= What the task asks =
Gather up every line that includes the string "components".

= Data lines =

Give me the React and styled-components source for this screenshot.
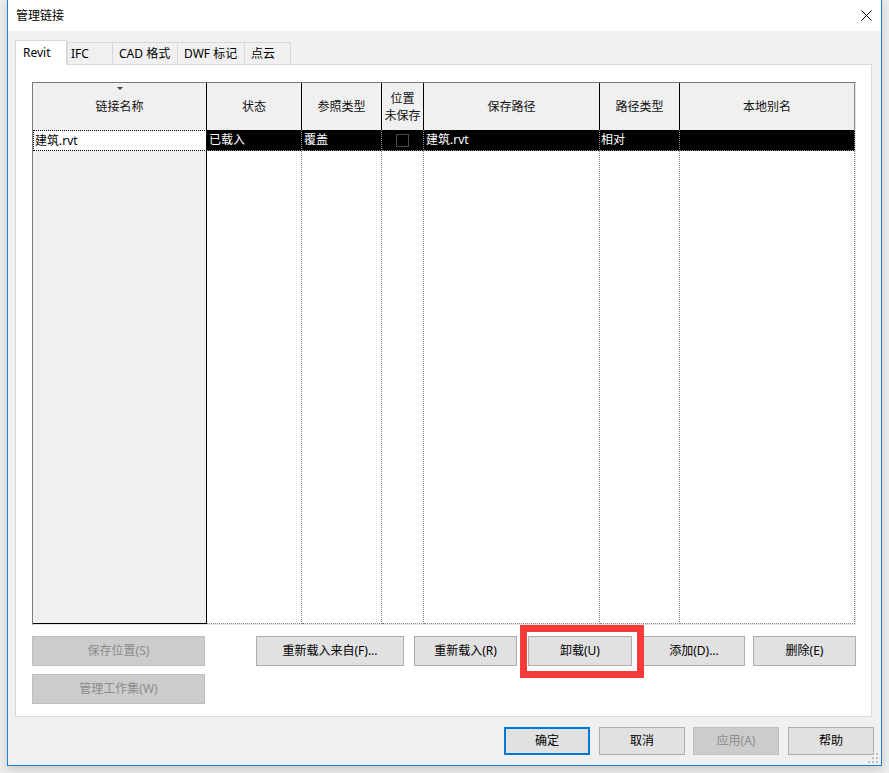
import React from 'react';
import styled, { createGlobalStyle } from 'styled-components';

const Global = createGlobalStyle`
  html, body { margin: 0; padding: 0; }
  body {
    width: 889px; height: 773px; overflow: hidden;
    background: #ededed;
    font-family: "Noto Sans", "Noto Sans CJK SC", sans-serif;
    font-size: 12px; color: #000;
  }
  * { box-sizing: border-box; }
`;

const Page = styled.div`
  width: 889px;
  height: 773px;
  padding-left: 7px;
`;

const Window = styled.div`
  position: relative;
  width: 875px;
  height: 766px;
  display: flex;
  flex-direction: column;
  background: #f0f0f0;
  border: 1px solid #1c7fd6;
  border-top: none;
  box-shadow: 0 3px 9px rgba(0, 0, 0, 0.16);
`;

const TitleBar = styled.div`
  height: 31px;
  flex: none;
  background: #fff;
  display: flex;
  align-items: center;
  justify-content: space-between;
  padding: 0 9px 0 8px;
  line-height: 16px;
`;

const Body = styled.div`
  flex: 1;
  display: flex;
  flex-direction: column;
  padding: 9px 7px 10px 7px;
`;

const TabStrip = styled.div`
  position: relative;
  z-index: 1;
  height: 24px;
  display: flex;
  align-items: flex-end;
`;

const Tab = styled.div`
  width: ${p => p.$w}px;
  height: ${p => (p.$active ? 25 : 22)}px;
  margin-bottom: ${p => (p.$active ? -1 : 0)}px;
  margin-left: ${p => p.$ml || 0}px;
  padding-left: ${p => p.$pl}px;
  padding-top: ${p => (p.$active ? 0 : 1)}px;
  display: flex;
  align-items: center;
  background: ${p => (p.$active ? '#fff' : '#f0f0f0')};
  border: 1px solid #d9d9d9;
  border-bottom: none;
  white-space: nowrap;
  line-height: 16px;
`;

const Panel = styled.div`
  height: 653px;
  margin-right: 2px;
  background: #fff;
  border: 1px solid #d9d9d9;
  padding: 17px 15px 12px 16px;
  display: flex;
  flex-direction: column;
`;

const COLS = '174px 95px 80px 42px 176px 80px 175px';

const GridBox = styled.div`
  width: 824px;
  height: 543px;
  border: 1px solid;
  border-color: #7d7d7d #e3e3e3 #e3e3e3 #7d7d7d;
  display: flex;
  flex-direction: column;
`;

const HeaderRow = styled.div`
  height: 47px;
  display: grid;
  grid-template-columns: ${COLS};
`;

const HeaderCell = styled.div`
  position: relative;
  background: #f0f0f0;
  border-right: 1px solid ${p => (p.$last ? '#8a8a8a' : '#000')};
  display: flex;
  align-items: center;
  justify-content: center;
  text-align: center;
  line-height: 17px;
  color: #111;
`;

const SortArrow = styled.span`
  position: absolute;
  top: 4px;
  left: 50%;
  margin-left: -3px;
  width: 0;
  height: 0;
  border-left: 3px solid transparent;
  border-right: 3px solid transparent;
  border-top: 3px solid #444;
`;

const BodyGrid = styled.div`
  height: 494px;
  display: grid;
  grid-template-columns: ${COLS};
  grid-template-rows: 21px 1fr;
`;

const FocusCell = styled.div`
  background: #fff;
  border: 1px dotted #000;
  border-right-style: solid;
  padding-left: 1px;
  display: flex;
  align-items: center;
  line-height: 16px;
`;

const SelCell = styled.div`
  background: #000;
  color: #fff;
  border-right: 1px dotted #8a8a8a;
  border-bottom: 1px dotted #8a8a8a;
  padding-left: ${p => p.$pl ?? 2}px;
  display: flex;
  align-items: center;
  justify-content: ${p => (p.$center ? 'center' : 'flex-start')};
  line-height: 16px;
  white-space: nowrap;
`;

const CheckBox = styled.span`
  width: 13px;
  height: 13px;
  border: 1px solid #4a4a4a;
  background: #000;
`;

const Filler = styled.div`
  background: ${p => (p.$head ? '#f0f0f0' : '#fff')};
  border-right: 1px ${p => (p.$head ? 'solid #000' : 'dotted #808080')};
  border-bottom: 1px ${p => (p.$head ? 'solid #000' : 'dotted #808080')};
`;

const ActionArea = styled.div`
  margin-top: 11px;
  display: flex;
  align-items: flex-start;
`;

const SideCol = styled.div`
  width: 173px;
  display: flex;
  flex-direction: column;
  gap: 8px;
`;

const ActionRow = styled.div`
  margin-left: 51px;
  display: flex;
  gap: 10px;
`;

const Button = styled.button`
  position: relative;
  width: ${p => p.$w}px;
  height: ${p => p.$h || 30}px;
  margin: 0;
  margin-left: ${p => p.$ml || 0}px;
  padding: 0;
  font-family: inherit;
  font-size: 12px;
  line-height: 16px;
  color: ${p => (p.$disabled ? '#8b8b8b' : '#000')};
  background: ${p => (p.$disabled ? '#cccccc' : '#e1e1e1')};
  border: ${p => (p.$primary ? '2px solid #0078d7' : p.$disabled ? '1px solid #bfbfbf' : '1px solid #adadad')};
  display: flex;
  align-items: center;
  justify-content: center;
  white-space: nowrap;
`;

const Highlight = styled.span`
  position: absolute;
  z-index: 3;
  top: -12px;
  left: -9px;
  right: -13px;
  bottom: -13px;
  border: 7px solid #f63b3b;
  pointer-events: none;
`;

const Footer = styled.div`
  margin-top: 10px;
  display: flex;
  justify-content: flex-end;
  gap: 9px;
`;

const Grip = styled.svg`
  position: absolute;
  right: 2px;
  bottom: 1px;
`;

const cols = ['链接名称', '状态', '参照类型', '位置\n未保存', '保存路径', '路径类型', '本地别名'];

export default function App() {
  return (
    <Page>
      <Global />
      <Window>
        <TitleBar>
          <span>管理链接</span>
          <svg width="11" height="11" viewBox="0 0 11 11">
            <path d="M0.5 0.5 L10.5 10.5 M10.5 0.5 L0.5 10.5" stroke="#000" strokeWidth="1" fill="none" />
          </svg>
        </TitleBar>
        <Body>
          <TabStrip>
            <Tab $active $w={52} $pl={7}>Revit</Tab>
            <Tab $w={46} $pl={3}>IFC</Tab>
            <Tab $w={66} $ml={-1} $pl={6}>CAD 格式</Tab>
            <Tab $w={68} $ml={-1} $pl={6}>DWF 标记</Tab>
            <Tab $w={47} $ml={-1} $pl={6}>点云</Tab>
          </TabStrip>
          <Panel>
            <GridBox>
              <HeaderRow>
                {cols.map((c, i) => (
                  <HeaderCell key={i} $last={i === cols.length - 1}>
                    {i === 0 && <SortArrow />}
                    <span style={{ whiteSpace: 'pre' }}>{c}</span>
                  </HeaderCell>
                ))}
              </HeaderRow>
              <BodyGrid>
                <FocusCell>建筑.rvt</FocusCell>
                <SelCell>已载入</SelCell>
                <SelCell>覆盖</SelCell>
                <SelCell $center $pl={0}><CheckBox /></SelCell>
                <SelCell>建筑.rvt</SelCell>
                <SelCell $pl={1}>相对</SelCell>
                <SelCell />
                <Filler $head />
                <Filler />
                <Filler />
                <Filler />
                <Filler />
                <Filler />
                <Filler />
              </BodyGrid>
            </GridBox>
            <ActionArea>
              <SideCol>
                <Button $w={173} $disabled>保存位置(S)</Button>
                <Button $w={173} $disabled>管理工作集(W)</Button>
              </SideCol>
              <ActionRow>
                <Button $w={148}>重新载入来自(F)...</Button>
                <Button $w={103}>重新载入(R)</Button>
                <Button $w={104} $ml={1}>
                  卸载(U)
                  <Highlight />
                </Button>
                <Button $w={102} $ml={1}>添加(D)...</Button>
                <Button $w={103} $ml={-2}>删除(E)</Button>
              </ActionRow>
            </ActionArea>
          </Panel>
          <Footer>
            <Button $w={86} $h={28} $primary>确定</Button>
            <Button $w={86} $h={28}>取消</Button>
            <Button $w={86} $h={28} $disabled $ml={-1}>应用(A)</Button>
            <Button $w={86} $h={28}>帮助</Button>
          </Footer>
        </Body>
        <Grip width="11" height="11" viewBox="0 0 11 11">
          <g fill="#bdbdbd">
            <rect x="8" y="0" width="2" height="2" />
            <rect x="4" y="4" width="2" height="2" />
            <rect x="8" y="4" width="2" height="2" />
            <rect x="0" y="8" width="2" height="2" />
            <rect x="4" y="8" width="2" height="2" />
            <rect x="8" y="8" width="2" height="2" />
          </g>
        </Grip>
      </Window>
    </Page>
  );
}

= Written response =
Give me the React and styled-components source for this screenshot.
import styled, { createGlobalStyle } from 'styled-components';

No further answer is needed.